I found two interesting formulas related to co-area formula while reading some tricks done by Talenti regarding to the best constant of the Sobolev inequality. The first result is to derive a representation of

$\displaystyle \int_\Omega |\nabla u|^pdx$

and the second result is to deal with differentiation of level sets. Having all these stuffs, I will derive a very short and beautiful proof concerning the lower bound of $\int \exp(u) dx$ where $u$, a positive solution to the following PDE

$\displaystyle-\Delta u = e^u$

This proof I firstly learned from a paper published in Duke Math. J. in 1991 by W. Cheng and C. Li [here].

Co-area formula. Suppose that $\Omega$ is an open set in $\mathbb R^n$, and $u$ is a real-valued Lipschitz function on $\Omega$. Then, for an integrable function $g$

$\displaystyle\int_\Omega g(x) |\nabla u(x)| dx = \int_{-\infty}^\infty \left(\int_{\{u=t\}}g(x) dH_{n-1}(x)\right)dt$

where $H^{n-1}$ is the $(n-1)$-dimensional Hausdorff measure.

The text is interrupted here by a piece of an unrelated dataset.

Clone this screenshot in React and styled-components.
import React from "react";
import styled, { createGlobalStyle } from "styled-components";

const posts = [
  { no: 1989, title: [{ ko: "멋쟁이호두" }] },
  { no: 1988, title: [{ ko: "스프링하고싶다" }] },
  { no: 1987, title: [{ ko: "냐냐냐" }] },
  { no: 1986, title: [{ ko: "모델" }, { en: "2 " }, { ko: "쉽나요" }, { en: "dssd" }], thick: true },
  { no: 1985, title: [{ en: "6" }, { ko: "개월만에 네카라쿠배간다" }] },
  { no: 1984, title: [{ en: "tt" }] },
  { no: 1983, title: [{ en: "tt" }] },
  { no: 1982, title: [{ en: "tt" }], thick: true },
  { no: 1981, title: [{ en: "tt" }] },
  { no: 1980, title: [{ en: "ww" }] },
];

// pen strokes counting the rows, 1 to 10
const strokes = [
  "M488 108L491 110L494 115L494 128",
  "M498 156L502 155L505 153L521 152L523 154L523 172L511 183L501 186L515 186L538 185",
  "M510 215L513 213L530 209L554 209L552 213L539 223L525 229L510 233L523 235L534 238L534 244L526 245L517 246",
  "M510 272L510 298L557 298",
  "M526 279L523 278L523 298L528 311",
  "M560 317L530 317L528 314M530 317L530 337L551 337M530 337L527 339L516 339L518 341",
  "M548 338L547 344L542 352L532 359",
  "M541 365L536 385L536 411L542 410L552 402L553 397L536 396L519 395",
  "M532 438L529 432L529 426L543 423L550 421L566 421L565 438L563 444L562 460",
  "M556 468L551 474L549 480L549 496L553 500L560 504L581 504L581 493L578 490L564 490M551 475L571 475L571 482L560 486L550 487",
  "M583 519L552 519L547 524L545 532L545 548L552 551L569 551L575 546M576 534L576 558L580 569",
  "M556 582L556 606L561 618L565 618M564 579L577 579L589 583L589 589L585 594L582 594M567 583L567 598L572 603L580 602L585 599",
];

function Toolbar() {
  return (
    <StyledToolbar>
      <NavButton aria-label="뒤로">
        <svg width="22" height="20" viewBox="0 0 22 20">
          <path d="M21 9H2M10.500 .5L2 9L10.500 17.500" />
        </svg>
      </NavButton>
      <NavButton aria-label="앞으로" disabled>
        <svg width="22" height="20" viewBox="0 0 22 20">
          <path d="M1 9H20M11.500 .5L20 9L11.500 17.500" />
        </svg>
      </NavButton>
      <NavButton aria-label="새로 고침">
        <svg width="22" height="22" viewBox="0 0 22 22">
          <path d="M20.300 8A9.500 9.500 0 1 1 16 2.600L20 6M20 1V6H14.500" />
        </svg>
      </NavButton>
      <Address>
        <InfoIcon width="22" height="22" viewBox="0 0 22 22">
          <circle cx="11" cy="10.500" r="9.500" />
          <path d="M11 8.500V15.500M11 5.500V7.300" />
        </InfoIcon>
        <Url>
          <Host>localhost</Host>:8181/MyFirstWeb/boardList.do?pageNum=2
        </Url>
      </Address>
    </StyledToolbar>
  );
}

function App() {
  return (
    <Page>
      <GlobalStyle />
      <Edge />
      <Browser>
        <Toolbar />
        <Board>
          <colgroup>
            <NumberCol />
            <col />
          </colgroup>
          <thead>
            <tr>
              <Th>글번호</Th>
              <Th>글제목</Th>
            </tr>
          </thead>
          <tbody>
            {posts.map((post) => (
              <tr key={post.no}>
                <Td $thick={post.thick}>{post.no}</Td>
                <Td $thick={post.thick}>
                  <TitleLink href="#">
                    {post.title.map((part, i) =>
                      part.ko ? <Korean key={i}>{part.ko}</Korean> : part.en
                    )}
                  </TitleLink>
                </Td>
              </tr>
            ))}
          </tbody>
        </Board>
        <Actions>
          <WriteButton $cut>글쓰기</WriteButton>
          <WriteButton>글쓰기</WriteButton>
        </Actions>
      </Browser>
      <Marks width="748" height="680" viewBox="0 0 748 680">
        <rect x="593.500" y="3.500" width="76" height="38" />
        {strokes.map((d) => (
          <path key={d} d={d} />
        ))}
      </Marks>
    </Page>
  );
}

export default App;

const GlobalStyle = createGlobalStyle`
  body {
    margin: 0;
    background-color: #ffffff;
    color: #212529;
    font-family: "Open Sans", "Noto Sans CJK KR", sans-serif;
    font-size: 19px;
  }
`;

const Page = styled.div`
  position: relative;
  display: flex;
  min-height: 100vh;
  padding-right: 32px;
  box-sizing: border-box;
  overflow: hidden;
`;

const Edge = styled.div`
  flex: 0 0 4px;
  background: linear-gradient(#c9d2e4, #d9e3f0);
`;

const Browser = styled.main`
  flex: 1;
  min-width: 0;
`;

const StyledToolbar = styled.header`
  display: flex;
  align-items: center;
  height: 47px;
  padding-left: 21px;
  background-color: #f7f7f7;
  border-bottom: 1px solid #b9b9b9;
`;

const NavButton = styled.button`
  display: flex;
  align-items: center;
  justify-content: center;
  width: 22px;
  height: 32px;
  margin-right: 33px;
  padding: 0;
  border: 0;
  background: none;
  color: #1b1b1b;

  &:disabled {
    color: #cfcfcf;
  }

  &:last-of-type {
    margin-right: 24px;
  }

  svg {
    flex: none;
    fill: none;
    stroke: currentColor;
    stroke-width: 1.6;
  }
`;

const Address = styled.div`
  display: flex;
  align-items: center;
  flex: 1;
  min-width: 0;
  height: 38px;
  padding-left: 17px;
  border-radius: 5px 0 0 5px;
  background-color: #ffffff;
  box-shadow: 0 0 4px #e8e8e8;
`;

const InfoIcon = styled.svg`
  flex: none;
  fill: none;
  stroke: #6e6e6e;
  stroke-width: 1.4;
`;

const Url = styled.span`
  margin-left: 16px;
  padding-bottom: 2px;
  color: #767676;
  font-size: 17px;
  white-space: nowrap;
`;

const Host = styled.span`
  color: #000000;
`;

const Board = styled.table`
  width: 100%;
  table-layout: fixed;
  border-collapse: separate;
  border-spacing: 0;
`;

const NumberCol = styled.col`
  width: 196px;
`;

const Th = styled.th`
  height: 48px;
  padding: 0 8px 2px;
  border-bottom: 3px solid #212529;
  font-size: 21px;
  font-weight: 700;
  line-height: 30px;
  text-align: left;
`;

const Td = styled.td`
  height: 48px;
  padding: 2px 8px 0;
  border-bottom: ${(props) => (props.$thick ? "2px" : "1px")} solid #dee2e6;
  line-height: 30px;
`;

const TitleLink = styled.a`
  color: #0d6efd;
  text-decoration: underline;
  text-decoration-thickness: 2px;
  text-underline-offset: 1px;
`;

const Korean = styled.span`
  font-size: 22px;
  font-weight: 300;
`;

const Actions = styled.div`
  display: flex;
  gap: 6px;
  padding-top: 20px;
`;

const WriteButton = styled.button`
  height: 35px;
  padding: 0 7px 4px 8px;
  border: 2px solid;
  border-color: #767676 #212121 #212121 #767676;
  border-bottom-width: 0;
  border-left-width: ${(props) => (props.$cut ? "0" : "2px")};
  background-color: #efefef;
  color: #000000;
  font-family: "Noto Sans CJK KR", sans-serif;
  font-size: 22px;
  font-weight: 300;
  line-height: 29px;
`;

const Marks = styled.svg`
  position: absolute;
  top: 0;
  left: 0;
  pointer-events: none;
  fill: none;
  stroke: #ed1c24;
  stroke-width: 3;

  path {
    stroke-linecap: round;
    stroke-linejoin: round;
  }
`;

The Sard theorem. Let $f :\mathbb{R}^n \rightarrow \mathbb{R}^m$ be $C^k$, $k$ times continuously differentiable, where $k \geqslant \max\{n-m+1, 1\}$. Let $X$ be the critical set of $f$, the set of points $x$ in $\mathbb R^n$ at which the Jacobian matrix of $f$ has ${\rm rank} < m$. Then $f(X)$ has Lebesgue measure $0$ in $\mathbb R^m$.

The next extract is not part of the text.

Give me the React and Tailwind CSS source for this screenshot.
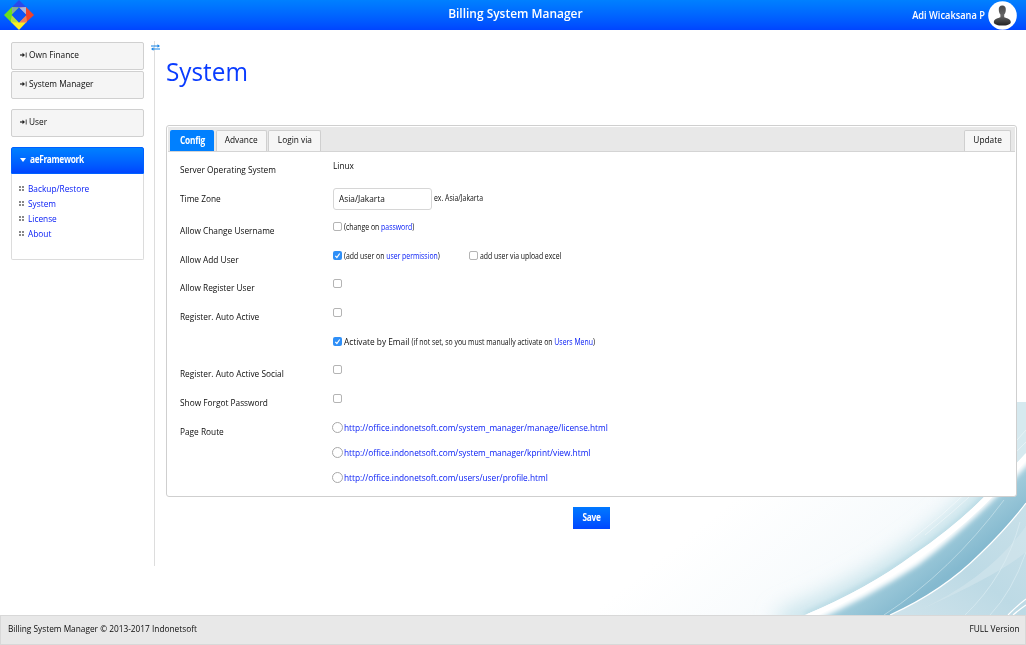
function Logo() {
  return (
    <svg className="size-[30px]" viewBox="0 0 30 30">
      <path d="M15 0 L22 7 L15 7.500 L8 7Z" fill="#2a49ea" />
      <path d="M8 7 L0 15 L7.500 22.500 L8 15 L15 7.500Z" fill="#6be01c" />
      <path d="M15 7.500 L8 14 L8 7Z" fill="#86a9a0" />
      <path d="M22 7 L30 15 L22 22.500 L22 15 L15 7.500Z" fill="#f0432b" />
      <path d="M15 7.500 L22 14.500 L22 7Z" fill="#a9b9e2" />
      <path d="M15 30 L7 22 L8 15 L15 22.500 L22 15.500 L22.500 22Z" fill="#fbee23" />
      <path d="M8 15 L15 22.500 L7.300 22.300Z" fill="#b9dd3c" />
      <path d="M22 15 L15 22.500 L22.500 22.500Z" fill="#ef7d5a" />
      <path d="M15 7.500 L22.300 15 L15 22.500 L7.700 15Z" fill="#0a55fa" />
    </svg>
  );
}

function Avatar() {
  return (
    <svg className="size-[29px]" viewBox="0 0 29 29">
      <defs>
        <linearGradient id="person" x1="0" y1="0" x2="0" y2="1">
          <stop offset="0" stopColor="#4a4a4a" />
          <stop offset="0.5" stopColor="#666" />
          <stop offset="1" stopColor="#222" />
        </linearGradient>
      </defs>
      <circle cx="14.500" cy="14.500" r="14.300" fill="#fff" />
      <path d="M14.300 4.600c2.500 0 3.700 1.800 3.500 4.300c-.1 2.200-.7 3.700-1.600 4.700v2.600c2.200 1 6.300 1.500 6.600 4.700c0 2.700-4.500 3.700-8.500 3.700s-8.500-1-8.500-3.700c.3-3.200 4.400-3.700 6.600-4.700v-2.600c-.9-1-1.500-2.500-1.600-4.700c-.2-2.500 1-4.300 3.500-4.300z" fill="url(#person)" />
    </svg>
  );
}

function Swoosh() {
  return (
    <svg className="absolute bottom-[30px] right-0 -z-10 h-[213px] w-[426px]" viewBox="0 0 426 213">
      <defs>
        <linearGradient id="band" gradientUnits="userSpaceOnUse" x1="330" y1="112" x2="366" y2="160">
          <stop offset="0" stopColor="#c9e2ea" />
          <stop offset="0.35" stopColor="#a3cddc" />
          <stop offset="1" stopColor="#84b9cf" />
        </linearGradient>
        <linearGradient id="corner" x1="0" y1="1" x2="0.9" y2="0">
          <stop offset="0" stopColor="#cfe3eb" />
          <stop offset="0.5" stopColor="#bddae5" />
          <stop offset="1" stopColor="#c8e0e9" />
        </linearGradient>
        <linearGradient id="haze" gradientUnits="userSpaceOnUse" x1="180" y1="60" x2="300" y2="210">
          <stop offset="0" stopColor="#ffffff" />
          <stop offset="0.7" stopColor="#f6fafc" />
          <stop offset="1" stopColor="#e9f4f7" />
        </linearGradient>
        <clipPath id="above">
          <path d="M0 0H426V51Q402 77 383 96Q366 113 347 128Q331 141 313 153Q290 170 263 185Q236 200 205 213H0Z" />
        </clipPath>
        <clipPath id="below">
          <path d="M426 51Q402 77 383 96Q366 113 347 128Q331 141 313 153Q290 170 263 185Q236 200 205 213H426Z" />
        </clipPath>
        <filter id="soft" x="-20%" y="-20%" width="140%" height="140%"><feGaussianBlur stdDeviation="11" /></filter>
        <filter id="soft2" x="-20%" y="-20%" width="140%" height="140%"><feGaussianBlur stdDeviation="2.500" /></filter>
      </defs>
      <g clipPath="url(#above)">
        <path d="M0 0H426V213H0Z" fill="url(#haze)" />
        <path d="M446 5Q402 77 383 96Q331 141 313 153Q263 190 180 222" fill="none" stroke="#bfdfe8" strokeWidth="20" filter="url(#soft)" />
        <path d="M426 51Q402 77 383 96Q366 113 347 128Q331 141 313 153Q263 187 205 213" fill="none" stroke="#b4d8e3" strokeWidth="4" filter="url(#soft2)" />
        <path d="M416 0H426V60L416 70Z" fill="#d6e9ef" />
        <path d="M426 40Q380 88 325 133M426 28Q375 88 310 139" fill="none" stroke="#fff" strokeOpacity=".6" strokeWidth=".7" />
      </g>
      <g clipPath="url(#below)">
        <path d="M426 51Q366 113 313 153Q263 187 205 213H426Z" fill="url(#band)" />
        <path d="M436 44Q366 119 313 158Q263 191 200 218" fill="none" stroke="#fff" strokeWidth="14" filter="url(#soft2)" />
        <path d="M426 52Q402 79 383 98Q366 115 347 130Q331 143 313 155Q263 189 207 213" fill="none" stroke="#fff" strokeWidth="9" />
        <path d="M284 213Q350 170 404 98" fill="none" stroke="#d8ebf1" strokeOpacity=".7" strokeWidth=".8" />
      </g>
      <path d="M290 213Q343 189 380 152Q408 125 426 101V213Z" fill="url(#corner)" />
      <path d="M320 208Q390 175 426 124V150Q400 172 320 208Z" fill="#d3e6ed" opacity=".6" />
      <path d="M365 213Q405 175 420 120M390 213Q412 190 426 150" fill="none" stroke="#dcecf2" strokeOpacity=".7" strokeWidth="1" />
      <path d="M408 213Q418 203 426 197M413 213Q420 207 426 203" fill="none" stroke="#fff" strokeWidth="1.200" />
      <path d="M290 213Q343 189 380 152Q408 125 426 101" fill="none" stroke="#fff" strokeWidth="1.200" />
    </svg>
  );
}

function Text({ children, className = "origin-left" }) {
  return <span className={`inline-block scale-x-[0.857] whitespace-pre ${className}`}>{children}</span>;
}

function Note({ children }) {
  return <span className="inline-block origin-left scale-x-[0.84] whitespace-pre text-[8.2px]">{children}</span>;
}

function MenuBox({ children, className = "" }) {
  return (
    <div className={`flex h-[28px] items-center rounded-[2px] border border-[#d0d0d0] bg-[#f5f5f5] pb-[3px] pl-[8px] ${className}`}>
      <svg className="mr-[2px] h-[6px] w-[7px]" viewBox="0 0 7 6">
        <path d="M0 3H4" stroke="#222" strokeWidth="1.200" />
        <path d="M2.500 .8L5 3L2.500 5.200Z" fill="#222" />
        <path d="M6.200 .5V5.500" stroke="#222" strokeWidth=".8" />
      </svg>
      <Text>{children}</Text>
    </div>
  );
}

function MenuLink({ children }) {
  return (
    <li className="flex h-[15px] items-center text-[#0018f5]">
      <span className="mr-[4px] grid grid-cols-2 gap-[1px]">
        <i className="size-[2px] bg-[#888]" /><i className="size-[2px] bg-[#888]" />
        <i className="size-[2px] bg-[#888]" /><i className="size-[2px] bg-[#888]" />
      </span>
      <Text>{children}</Text>
    </li>
  );
}

function Check({ on }) {
  return on ? (
    <svg className="mr-[2px] size-[9px] shrink-0" viewBox="0 0 9 9">
      <rect width="9" height="9" rx="2" fill="#2f8ff7" />
      <path d="M2.300 4.800L3.900 6.500L6.700 2.500" fill="none" stroke="#fff" strokeWidth="1.200" />
    </svg>
  ) : (
    <span className="mr-[2px] size-[9px] shrink-0 rounded-[2px] border border-[#b4b4b4] bg-white" />
  );
}

function Row({ label, h, lt, children }) {
  return (
    <div className={`flex ${h}`}>
      <div className={`w-[153px] shrink-0 leading-[28px] ${lt}`}><Text>{label}</Text></div>
      <div className="flex h-[27px] items-center">{children}</div>
    </div>
  );
}

function Link({ children }) {
  return <a className="text-[#0018f5]">{children}</a>;
}

function Route({ children }) {
  return (
    <div className="flex h-[25px] items-center">
      <span className="-ml-[1px] mr-[1px] size-[11px] rounded-full border border-[#a8a8a8] bg-white" />
      <Text><Link>{children}</Link></Text>
    </div>
  );
}

function Tab({ children, w }) {
  return (
    <div className={`flex h-[21px] justify-center rounded-t-[2px] border border-b-0 border-[#cfcfcf] bg-[#f6f6f6] leading-[18px] ${w}`}>
      <Text className="origin-center">{children}</Text>
    </div>
  );
}

export default function App() {
  return (
    <div className="relative isolate flex h-[645px] w-[1026px] flex-col overflow-hidden bg-white font-['Open_Sans','Noto_Sans',sans-serif] text-[9.7px] leading-[15px] text-[#0c0c0c]">
      <Swoosh />
      <header className="grid h-[30px] shrink-0 grid-cols-3 items-center bg-linear-to-b from-[#0080ff] to-[#0045ff] font-semibold text-white">
        <div className="pl-[4px]"><Logo /></div>
        <div className="pb-[3px] pl-[5px] text-center text-[12.5px] leading-[19px]"><span className="inline-block scale-x-[0.955]">Billing System Manager</span></div>
        <div className="flex items-center justify-end gap-[3px] pr-[9px]">
          <span className="inline-block origin-right scale-x-[0.91] text-[10.2px]">Adi Wicaksana P</span>
          <Avatar />
        </div>
      </header>

      <main className="flex min-h-0 flex-1">
        <aside className="ml-[10.5px] w-[133px] pt-[12px]">
          <MenuBox>Own Finance</MenuBox>
          <MenuBox className="mt-[1px]">System Manager</MenuBox>
          <MenuBox className="mt-[10px]">User</MenuBox>
          <div className="mt-[10px] flex h-[27px] items-center rounded-t-[2px] border border-[#0060ff] bg-linear-to-b from-[#0080ff] to-[#0045ff] pb-[2px] pl-[8px] font-bold text-white">
            <span className="mr-[4px] border-x-[3px] border-t-[4px] border-x-transparent border-t-white" />
            <Text className="origin-left tracking-[-0.4px]">aeFramework</Text>
          </div>
          <ul className="h-[86px] rounded-b-[2px] border border-t-0 border-[#dcdcdc] bg-white pl-[7px] pt-[7px]">
            <MenuLink>Backup/Restore</MenuLink>
            <MenuLink>System</MenuLink>
            <MenuLink>License</MenuLink>
            <MenuLink>About</MenuLink>
          </ul>
        </aside>

        <div className="relative ml-[10.5px] mt-[11px] h-[525px] w-[1px] shrink-0 bg-[#dddddd]">
          <svg className="absolute -left-[3px] top-[3px] h-[7px] w-[9px]" viewBox="0 0 9 7">
            <path d="M0 2H7M2 5H9" stroke="#1683e6" strokeWidth="1.200" />
            <path d="M6.500 .2L9 2L6.500 3.700ZM2.500 3.300L0 5L2.500 6.800Z" fill="#1683e6" />
          </svg>
        </div>

        <section className="ml-[11px] w-[851px]">
          <h1 className="h-[95px] pt-[23px] text-[26px] leading-[36px] text-[#0a3cff]"><span className="inline-block origin-left scale-x-[0.935]">System</span></h1>
          <div className="h-[372px] rounded-[3px] border border-[#cfcfcf] bg-white p-[1px]">
            <div className="flex h-[25px] items-end gap-[1px] border-b border-[#d4d4d4] bg-[#e8e8e8] pl-[2px] pr-[4px]">
              <div className="mr-[1px] flex h-[21px] w-[44px] justify-center rounded-t-[2px] bg-[#0080ff] font-bold leading-[21px] text-white"><Text className="origin-center tracking-[-0.3px]">Config</Text></div>
              <Tab w="w-[51px]">Advance</Tab>
              <Tab w="w-[53px]">Login via</Tab>
              <Tab w="ml-auto w-[47px]">Update</Tab>
            </div>
            <div className="pl-[12px]">
              <Row label="Server Operating System" h="h-[32px]" lt="pt-[4px]"><Text>Linux</Text></Row>
              <Row label="Time Zone" h="h-[29px]" lt="pt-[1px]">
                <span className="mr-[2px] mt-[3px] flex h-[22px] w-[99px] items-center rounded-[3px] border border-[#d6d6d6] pb-[1px] pl-[5px]"><Text>Asia/Jakarta</Text></span>
                <Note>ex. Asia/Jakarta</Note>
              </Row>
              <Row label="Allow Change Username" h="h-[29px]" lt="pt-[4px]">
                <Check /><Note>(change on <Link>password</Link>)</Note>
              </Row>
              <Row label="Allow Add User" h="h-[28px]" lt="pt-[4px]">
                <Check on />
                <span className="flex w-[125px]"><Note>(add user on <Link>user permission</Link>)</Note></span>
                <Check /><Note>add user via upload excel</Note>
              </Row>
              <Row label="Allow Register User" h="h-[29px]" lt="pt-[4px]"><Check /></Row>
              <Row label="Register. Auto Active" h="h-[29px]" lt="pt-[4px]"><Check /></Row>
              <Row label="" h="h-[28px]" lt="">
                <Check on />
                <Text>Activate by Email <span className="text-[8.05px]">(if not set, so you must manually activate on <Link>Users Menu</Link>)</span></Text>
              </Row>
              <Row label="Register. Auto Active Social" h="h-[29px]" lt="pt-[4px]"><Check /></Row>
              <Row label="Show Forgot Password" h="h-[30px]" lt="pt-[4px]"><Check /></Row>
              <div className="flex">
                <div className="w-[153px] pt-[3px] leading-[28px]"><Text>Page Route</Text></div>
                <div>
                  <Route>http://office.indonetsoft.com/system_manager/manage/license.html</Route>
                  <Route>http://office.indonetsoft.com/system_manager/kprint/view.html</Route>
                  <Route>http://office.indonetsoft.com/users/user/profile.html</Route>
                </div>
              </div>
            </div>
          </div>
          <button className="mx-auto mt-[10px] flex h-[22px] w-[37px] items-center justify-center bg-linear-to-b from-[#0078ff] to-[#0045ff] pb-[2px] font-bold text-white"><Text className="origin-center tracking-[-0.3px]">Save</Text></button>
        </section>
      </main>

      <footer className="flex h-[30px] shrink-0 items-center justify-between border border-[#d8d8d8] bg-[#e8e8e8] pb-[3px] pl-[7px] pr-[5px]">
        <Text>Billing System Manager © 2013-2017 Indonetsoft</Text>
        <Text className="origin-right">FULL Version</Text>
      </footer>
    </div>
  );
}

The Sard theorem has some useful applications. For example, if $u \in \mathcal D(\Omega)$ the space of test functions where $\Omega \subset \mathbb R^n$, then for almost every $t$ in the range of $u$, we have that $|\nabla u|\ne 0$ on the level set $\{u=t\}$. Thus that level set will be an $(n-1)$-dimensional surface. Furthermore

$\{u=t\}=\partial \{u>t\}$

and

$|\{u=t\}|=0$.

Theorem. Let $\Omega \subset \mathbb R^n$ be an open set and $u \in \mathcal D(\Omega)$. If $u \geqslant 0$ then for any $1 \leqslant p<\infty$, we have

$\displaystyle\int_\Omega|\nabla u|^p dx =\int_0^M \left(\int_{\{u=t\}}|\nabla u|^{p-1}d\sigma\right)dt$

where $M=\sup u$ over $\overline \Omega$.